## AIM OF THE EXERCISE
Restate the full listing word for word and leave the pictures out.

* Begin DATA PROVIDED *

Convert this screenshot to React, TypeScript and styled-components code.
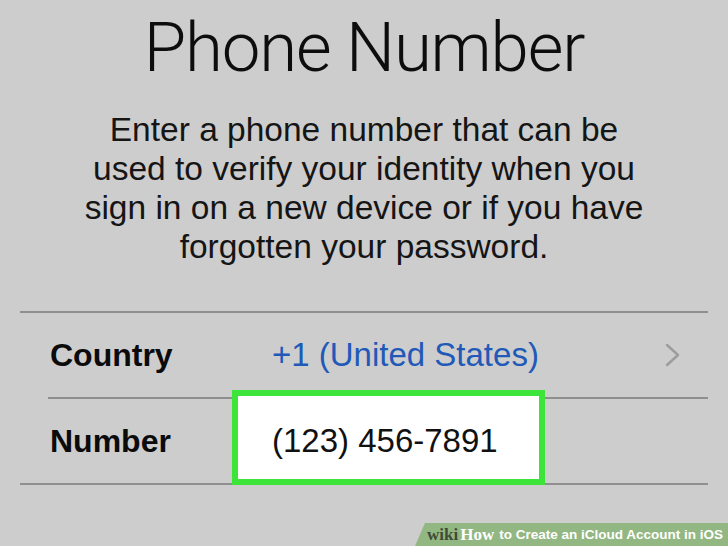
import React from "react"
import styled, { createGlobalStyle } from "styled-components"

const GlobalStyle = createGlobalStyle`
  html, body {
    margin: 0;
    padding: 0;
    background: #cdcdcd;
  }
`

const Page = styled.div`
  position: relative;
  width: 728px;
  height: 546px;
  overflow: hidden;
  background: #cdcdcd;
  font-family: "Liberation Sans", Arial, sans-serif;
  color: #111;
`

const Title = styled.h1`
  margin: 8px 0 0;
  font-family: Roboto, "Liberation Sans", sans-serif;
  font-weight: 300;
  font-size: 69px;
  line-height: 80px;
  letter-spacing: -1.2px;
  text-align: center;
  color: #0d0d0d;
`

const Intro = styled.p`
  margin: 22px 0 0;
  font-size: 33.5px;
  line-height: 39px;
  text-align: center;
  color: #151515;
`

const List = styled.div`
  margin: 45px 20px 0;
  border-top: 2px solid #8f8f8f;
  border-bottom: 2px solid #8f8f8f;
`

const Row = styled.div<{ $last?: boolean }>`
  display: grid;
  grid-template-columns: 222px 1fr 44px;
  align-items: center;
  height: 84px;
  margin-left: 28px;
  padding-left: 2px;
  border-bottom: ${(p) => (p.$last ? "none" : "2px solid #8f8f8f")};
`

const Label = styled.span`
  font-size: 32px;
  font-weight: 700;
  color: #0b0b0b;
`

const Value = styled.span<{ $link?: boolean }>`
  position: relative;
  display: flex;
  align-items: center;
  align-self: stretch;
  font-size: 33px;
  color: ${(p) => (p.$link ? "#2159b8" : "#111")};
`

const ValueText = styled.span`
  position: relative;
  z-index: 1;
`

const Highlight = styled.span`
  position: absolute;
  left: -40px;
  top: -9px;
  bottom: -2px;
  width: 313px;
  box-sizing: border-box;
  background: #ffffff;
  border: 6px solid #3de43a;
`

const Chevron = styled.svg`
  width: 16px;
  height: 24px;
  justify-self: start;
`

const Banner = styled.div`
  position: absolute;
  right: 0;
  bottom: 0;
  width: 313px;
  height: 23px;
  display: flex;
  align-items: center;
  padding-left: 12px;
  box-sizing: border-box;
  background: #93b782;
  clip-path: polygon(10px 0, 100% 0, 100% 100%, 0 100%);
  white-space: nowrap;
`

const Wiki = styled.span`
  font-family: "Liberation Serif", serif;
  font-weight: 700;
  font-size: 17px;
  color: #3f4c38;
`

const How = styled.span`
  margin-left: 2px;
  font-family: "Liberation Serif", serif;
  font-weight: 700;
  font-size: 17px;
  color: #ffffff;
`

const BannerText = styled.span`
  margin-left: 5px;
  font-size: 13.5px;
  font-weight: 700;
  color: #ffffff;
`

export default function App() {
  return (
    <Page>
      <GlobalStyle />
      <Title>Phone Number</Title>
      <Intro>
        Enter a phone number that can be
        <br />
        used to verify your identity when you
        <br />
        sign in on a new device or if you have
        <br />
        forgotten your password.
      </Intro>
      <List>
        <Row>
          <Label>Country</Label>
          <Value $link>
            <ValueText>+1 (United States)</ValueText>
          </Value>
          <Chevron viewBox="0 0 16 24">
            <polyline
              points="3,2 14,12 3,22"
              fill="none"
              stroke="#9c9c9c"
              strokeWidth="2.4"
              strokeLinecap="round"
              strokeLinejoin="round"
            />
          </Chevron>
        </Row>
        <Row $last>
          <Label>Number</Label>
          <Value>
            <Highlight />
            <ValueText>(123) 456-7891</ValueText>
          </Value>
          <span />
        </Row>
      </List>
      <Banner>
        <Wiki>wiki</Wiki>
        <How>How</How>
        <BannerText>to Create an iCloud Account in iOS</BannerText>
      </Banner>
    </Page>
  )
}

* End DATA PROVIDED *

## ANSWER TO THE EXERCISE
Convert this screenshot to React, TypeScript and styled-components code.
import React from "react"
import styled, { createGlobalStyle } from "styled-components"

const GlobalStyle = createGlobalStyle`
  html, body {
    margin: 0;
    padding: 0;
    background: #cdcdcd;
  }
`

const Page = styled.div`
  position: relative;
  width: 728px;
  height: 546px;
  overflow: hidden;
  background: #cdcdcd;
  font-family: "Liberation Sans", Arial, sans-serif;
  color: #111;
`

const Title = styled.h1`
  margin: 8px 0 0;
  font-family: Roboto, "Liberation Sans", sans-serif;
  font-weight: 300;
  font-size: 69px;
  line-height: 80px;
  letter-spacing: -1.2px;
  text-align: center;
  color: #0d0d0d;
`

const Intro = styled.p`
  margin: 22px 0 0;
  font-size: 33.5px;
  line-height: 39px;
  text-align: center;
  color: #151515;
`

const List = styled.div`
  margin: 45px 20px 0;
  border-top: 2px solid #8f8f8f;
  border-bottom: 2px solid #8f8f8f;
`

const Row = styled.div<{ $last?: boolean }>`
  display: grid;
  grid-template-columns: 222px 1fr 44px;
  align-items: center;
  height: 84px;
  margin-left: 28px;
  padding-left: 2px;
  border-bottom: ${(p) => (p.$last ? "none" : "2px solid #8f8f8f")};
`

const Label = styled.span`
  font-size: 32px;
  font-weight: 700;
  color: #0b0b0b;
`

const Value = styled.span<{ $link?: boolean }>`
  position: relative;
  display: flex;
  align-items: center;
  align-self: stretch;
  font-size: 33px;
  color: ${(p) => (p.$link ? "#2159b8" : "#111")};
`

const ValueText = styled.span`
  position: relative;
  z-index: 1;
`

const Highlight = styled.span`
  position: absolute;
  left: -40px;
  top: -9px;
  bottom: -2px;
  width: 313px;
  box-sizing: border-box;
  background: #ffffff;
  border: 6px solid #3de43a;
`

const Chevron = styled.svg`
  width: 16px;
  height: 24px;
  justify-self: start;
`

const Banner = styled.div`
  position: absolute;
  right: 0;
  bottom: 0;
  width: 313px;
  height: 23px;
  display: flex;
  align-items: center;
  padding-left: 12px;
  box-sizing: border-box;
  background: #93b782;
  clip-path: polygon(10px 0, 100% 0, 100% 100%, 0 100%);
  white-space: nowrap;
`

const Wiki = styled.span`
  font-family: "Liberation Serif", serif;
  font-weight: 700;
  font-size: 17px;
  color: #3f4c38;
`

const How = styled.span`
  margin-left: 2px;
  font-family: "Liberation Serif", serif;
  font-weight: 700;
  font-size: 17px;
  color: #ffffff;
`

const BannerText = styled.span`
  margin-left: 5px;
  font-size: 13.5px;
  font-weight: 700;
  color: #ffffff;
`

export default function App() {
  return (
    <Page>
      <GlobalStyle />
      <Title>Phone Number</Title>
      <Intro>
        Enter a phone number that can be
        <br />
        used to verify your identity when you
        <br />
        sign in on a new device or if you have
        <br />
        forgotten your password.
      </Intro>
      <List>
        <Row>
          <Label>Country</Label>
          <Value $link>
            <ValueText>+1 (United States)</ValueText>
          </Value>
          <Chevron viewBox="0 0 16 24">
            <polyline
              points="3,2 14,12 3,22"
              fill="none"
              stroke="#9c9c9c"
              strokeWidth="2.4"
              strokeLinecap="round"
              strokeLinejoin="round"
            />
          </Chevron>
        </Row>
        <Row $last>
          <Label>Number</Label>
          <Value>
            <Highlight />
            <ValueText>(123) 456-7891</ValueText>
          </Value>
          <span />
        </Row>
      </List>
      <Banner>
        <Wiki>wiki</Wiki>
        <How>How</How>
        <BannerText>to Create an iCloud Account in iOS</BannerText>
      </Banner>
    </Page>
  )
}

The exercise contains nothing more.